The other side: Biden blames Iran's buildup on Trump's exit from the nuclear deal, and he says he'll rejoin the pact if Iran returns to compliance.
- But the Trump administration is trying to make that more difficult, mainly by piling new sanctions on Tehran that it hopes the new administration will find politically difficult to lift.
Trump's administration is also taking or contemplating other steps that align with its broader anti-Iran campaign, which could make life difficult for Biden.
- The administration announced a $23 billion arms deal with the UAE that would make the Emirates the first Arab country to possess the F-35, America's most advanced fighter aircraft.
The administration is also considering designating the Houthi rebel group, which controls much of Yemen and is linked to Iran, as a terror organization.
- The UN says that would make the peace deal it is trying to strike in Yemen much more difficult.
- Meanwhile, five major aid organizations operating in Yemen wrote Secretary of State Mike Pompeo, who has reportedly been pushing for the move, to warn that it "could undermine the overstretched humanitarian response in Yemen, threatening the lives of up to 24 million Yemenis who require humanitarian assistance."
Pompeo on Thursday became the first U.S. secretary of state to visit a Jewish settlement in the West Bank.
- He brought with him a new policy — goods exported to the U.S. from the settlements must now be labeled “Made in Israel."

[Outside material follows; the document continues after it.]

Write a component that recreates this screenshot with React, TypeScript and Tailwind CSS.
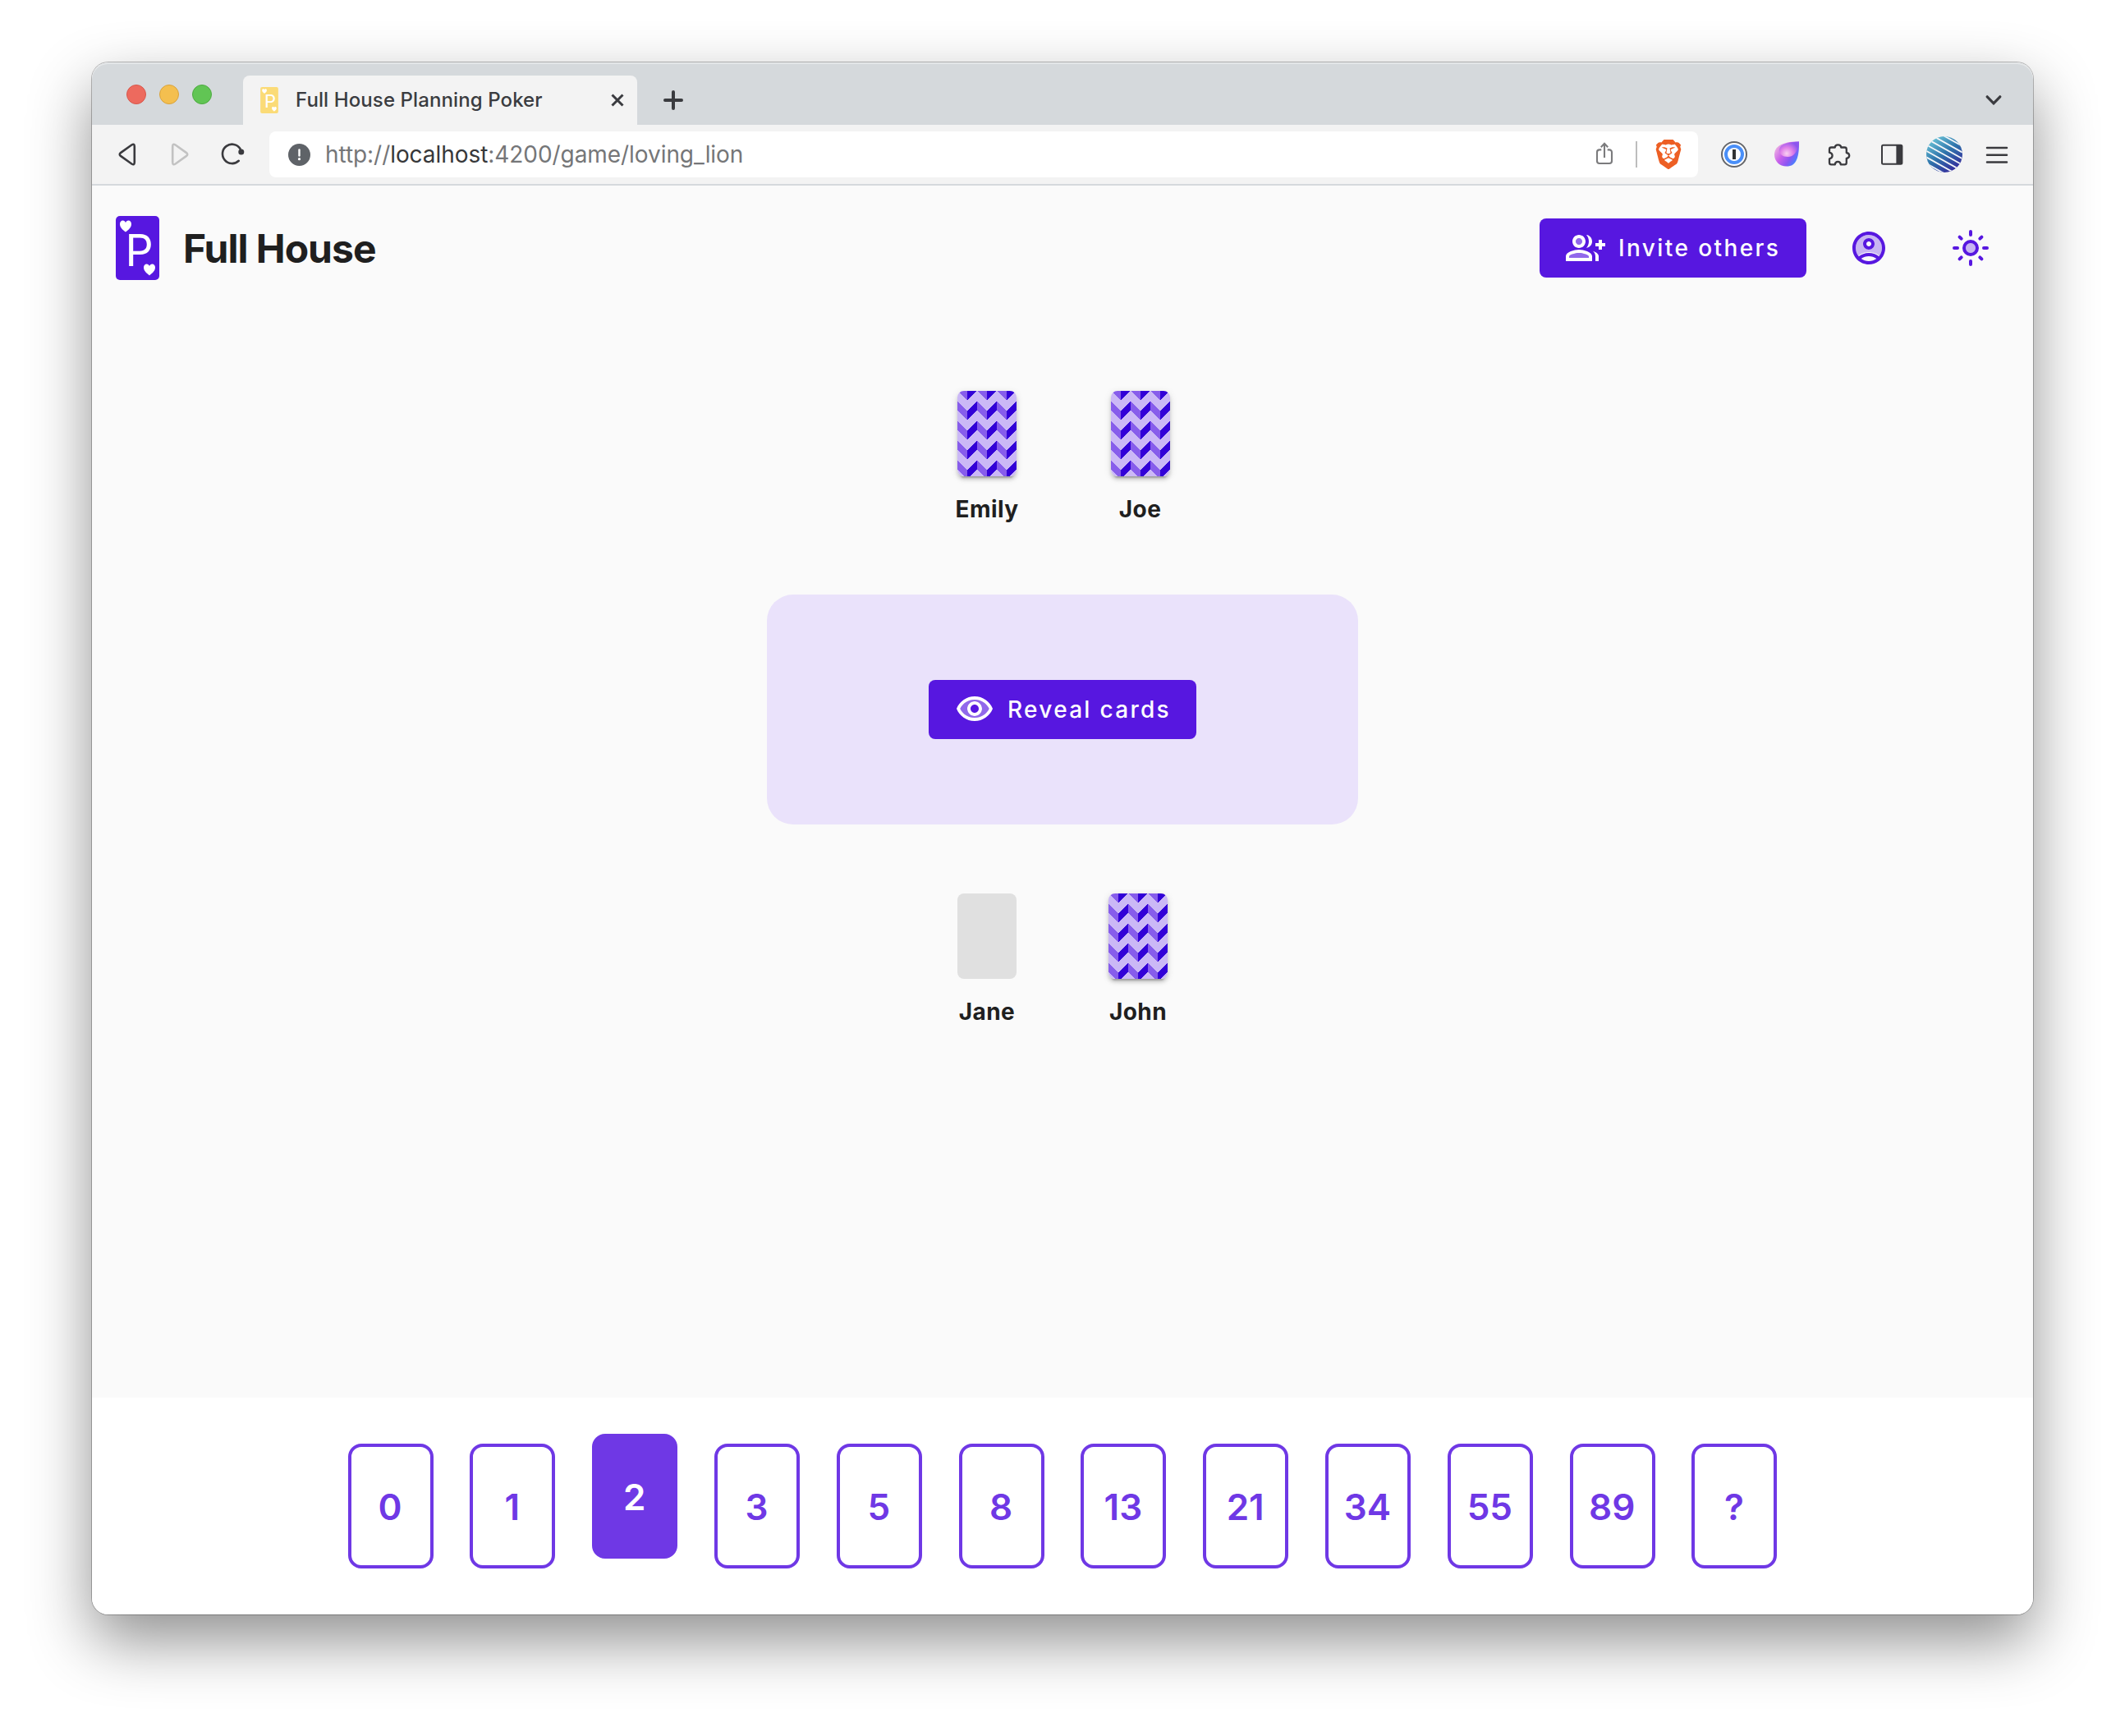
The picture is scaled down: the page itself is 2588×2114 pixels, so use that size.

- The policy announced by Pompeo is more radical than the Israeli government's position on the settlements, Axios' Barak Ravid writes, in that it signals U.S. recognition of de facto Israeli annexation of much of the West Bank.
The big picture: While the rest of the world views the settlements as illegal under international law and not part of Israel, the Trump administration has taken several steps intended to legitimize them and blur the differentiation between Israel and the West Bank.
What to watch: Pompeo's announcement puts another hurdle in place for Biden if, as expected, he seeks to roll back Trump's policies on settlements.